The meetings were hardly serious, Warren found after her staff combed through over 400 pages of transcripts.
“Instead of documenting a rigorous effort to analyze the need and impact of CFTC position limits,” Warren wrote, “these transcripts detail meetings that appear to be self-congratulatory, back-slapping sessions of like-minded industry officials and their close allies who fancy themselves ‘in the business of providing modern civilization’—an actual quote from the proceedings.”
Not only did the committee fail to adequately analyze the proposed regulations, the senator discovered, but the group’s final report does not even represent the views actually stated by committee members during the meetings, a finding that echoed Public Citizen’s sentiments toward the proceedings.
“The final EEMAC report dramatically mischaracterizes the recorded position of its members,” Warren wrote. “The report states that ‘the overwhelming majority of members of the EEMAC’ express support for the self-policing approach.

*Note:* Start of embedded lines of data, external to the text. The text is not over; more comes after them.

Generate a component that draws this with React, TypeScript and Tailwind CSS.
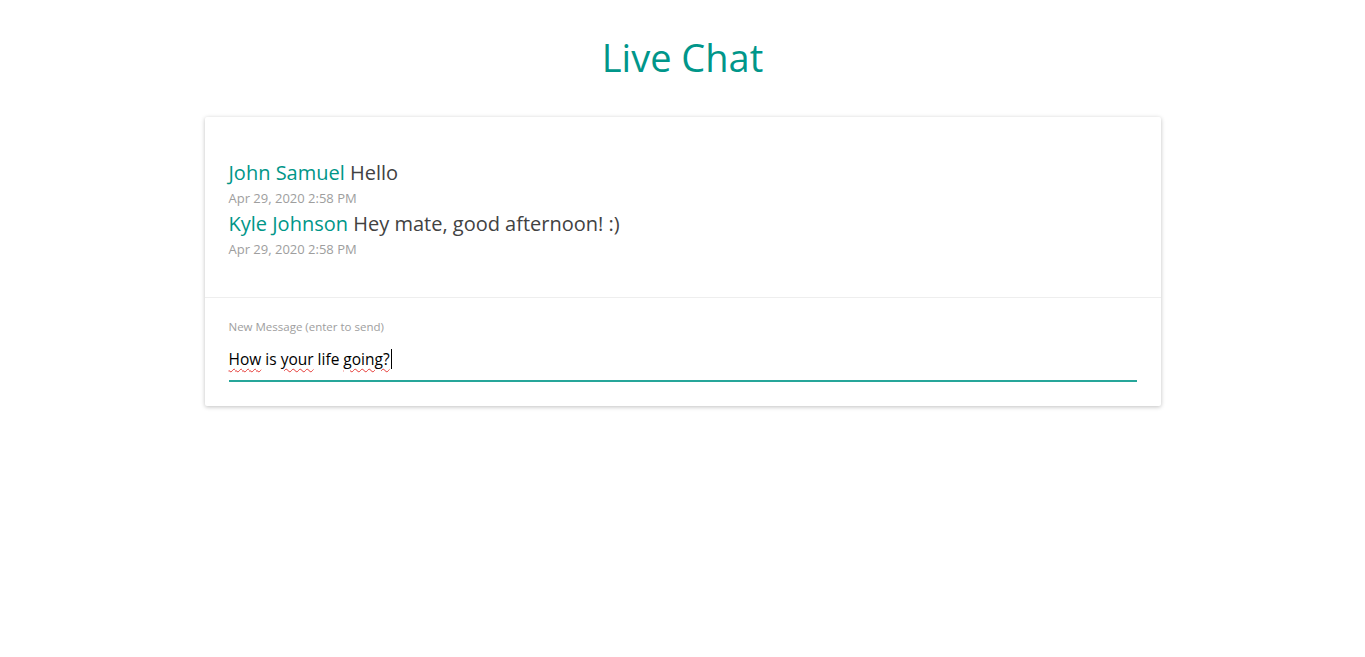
import { useState } from "react";

type Message = {
  id: number;
  author: string;
  text: string;
  time: string;
};

const messages: Message[] = [
  { id: 1, author: "John Samuel", text: "Hello", time: "Apr 29, 2020 2:58 PM" },
  {
    id: 2,
    author: "Kyle Johnson",
    text: "Hey mate, good afternoon! :)",
    time: "Apr 29, 2020 2:58 PM",
  },
];

// words the browser's spellchecker flagged in the screenshot
const squiggle = "underline decoration-wavy decoration-[#e53935] decoration-1 underline-offset-[3px]";

export default function App() {
  const [draft] = useState("How is your life going?");

  return (
    <div
      className="min-h-screen bg-white"
      style={{ fontFamily: '"Open Sans", "Noto Sans", sans-serif' }}
    >
      <h1 className="pt-[31px] text-center text-[38px] leading-[52px] text-[#00968a]">
        Live Chat
      </h1>

      <div className="mx-auto mt-[34px] w-[956px] rounded-[2px] bg-white shadow-[0_1px_4px_rgba(0,0,0,0.25)]">
        <div className="px-6 pt-[42px] pb-[36px]">
          {messages.map((m) => (
            <div key={m.id}>
              <p className="text-[20px] leading-[27px] text-[#424242]">
                <span className="text-[#009688]">{m.author}</span> {m.text}
              </p>
              <p className="text-[13px] leading-[24px] text-[#9e9e9e]">{m.time}</p>
            </div>
          ))}
        </div>

        <div className="border-t border-[#eeeeee] px-6 pt-[22px] pb-[24px]">
          <label className="block text-[11.5px] leading-[14px] text-[#9e9e9e]">
            New Message (enter to send)
          </label>
          <div
            aria-label={draft}
            className="mt-[10px] flex items-center border-b-2 border-[#26a69a] pb-[11px] pt-[5px] text-[15.5px] leading-[20px] text-black"
          >
            <span className={squiggle}>How</span>
            <span className="whitespace-pre"> is </span>
            <span className={squiggle}>your</span>
            <span className="whitespace-pre"> life </span>
            <span className={squiggle}>going?</span>
            <span className="ml-[1px] h-[20px] w-[1px] bg-black" />
          </div>
        </div>
      </div>
    </div>
  );
}
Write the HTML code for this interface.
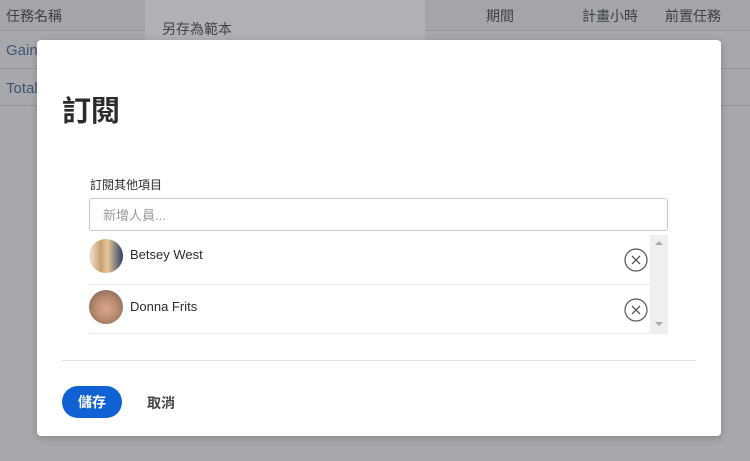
<!DOCTYPE html>
<html><head><meta charset="utf-8"><style>
body{margin:0;width:750px;height:461px;overflow:hidden;background:#a6a8ac;font-family:"Liberation Sans","Noto Sans CJK TC",sans-serif;position:relative}
.a{position:absolute}
.hd{color:#3c4046;font-size:14px}
</style></head><body>
<div class="a" style="left:0;top:0;width:750px;height:30px;background:#a3a5a9"></div>
<div class="a" style="left:0;top:30px;width:750px;height:1px;background:#95979b"></div>
<div class="a" style="left:0;top:68px;width:750px;height:1px;background:#95979b"></div>
<div class="a" style="left:0;top:105px;width:750px;height:1px;background:#95979b"></div>
<div class="a hd" style="left:6px;top:6px">任務名稱</div>
<div class="a hd" style="left:486px;top:6px">期間</div>
<div class="a hd" style="left:582px;top:6px">計畫小時</div>
<div class="a hd" style="left:665px;top:6px">前置任務</div>
<div class="a" style="left:6px;top:42px;color:#3f5577;font-size:15px">Gain</div>
<div class="a" style="left:6px;top:80px;color:#3f5577;font-size:15px">Total</div>
<div class="a" style="left:145px;top:0;width:280px;height:40px;background:#b0b1b4"></div>
<div class="a" style="left:162px;top:19px;font-size:14px;color:#404347">另存為範本</div>
<div class="a" style="left:37px;top:40px;width:684px;height:396px;background:#fff;border-radius:4px;box-shadow:0 2px 8px rgba(0,0,0,.2)"></div>
<div class="a" style="left:62px;top:88px;font-size:29px;font-weight:bold;color:#2b2b2b">訂閱</div>
<div class="a" style="left:90px;top:176px;font-size:12px;color:#2b2b2b">訂閱其他項目</div>
<div class="a" style="left:89px;top:198px;width:577px;height:31px;border:1px solid #c9c9c9;border-radius:3px"></div>
<div class="a" style="left:103px;top:205px;font-size:13px;color:#999">新增人員...</div>
<div class="a" style="left:650px;top:235px;width:18px;height:99px;background:#efefef"></div>
<div class="a" style="left:655px;top:241px;width:0;height:0;border:4px solid transparent;border-bottom-color:#aaa;border-top:0"></div>
<div class="a" style="left:655px;top:322px;width:0;height:0;border:4px solid transparent;border-top-color:#aaa;border-bottom:0"></div>
<div class="a" style="left:89px;top:284px;width:561px;height:1px;background:#e6e6e6"></div>
<div class="a" style="left:89px;top:333px;width:561px;height:1px;background:#e6e6e6"></div>
<div class="a" style="left:89px;top:239px;width:34px;height:34px;border-radius:50%;background:linear-gradient(90deg,#f1e6d2 0,#c8a070 35%,#e6c79a 55%,#2d3e66 100%)"></div>
<div class="a" style="left:89px;top:290px;width:34px;height:34px;border-radius:50%;background:radial-gradient(circle at 50% 55%,#d9a78e 0,#b98a70 45%,#6e5a4c 100%)"></div>
<div class="a" style="left:130px;top:247px;font-size:13px;color:#2b2b2b">Betsey West</div>
<div class="a" style="left:130px;top:299px;font-size:13px;color:#2b2b2b">Donna Frits</div>
<svg class="a" style="left:624px;top:248px" width="24" height="24"><circle cx="12" cy="12" r="11" fill="none" stroke="#555" stroke-width="1.2"/><path d="M8 8L16 16M16 8L8 16" stroke="#555" stroke-width="1.3"/></svg>
<svg class="a" style="left:624px;top:298px" width="24" height="24"><circle cx="12" cy="12" r="11" fill="none" stroke="#555" stroke-width="1.2"/><path d="M8 8L16 16M16 8L8 16" stroke="#555" stroke-width="1.3"/></svg>
<div class="a" style="left:62px;top:360px;width:634px;height:1px;background:#e3e3e3"></div>
<div class="a" style="left:62px;top:386px;width:60px;height:32px;border-radius:16px;background:#1062d4;color:#fff;font-size:14px;font-weight:bold;text-align:center;line-height:32px">儲存</div>
<div class="a" style="left:147px;top:393px;font-size:14px;font-weight:bold;color:#444">取消</div>
</body></html>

But the report cites only four out of nine EEMAC members, one of whom said vaguely that ‘if we can engage the expertise of the exchange to make this work better, then there ought to be a prudent course;’ a second who said only that ‘we think it’s a good idea to have the exchanges involved in this;’ and a third who said merely that the Commission ‘should evaluate’ such an approach.”
“Because of the legal, substantive, and procedural irregularities,” Warren concluded, “I ask that you withdraw this report and refrain from submitting it to the CFTC for consideration.”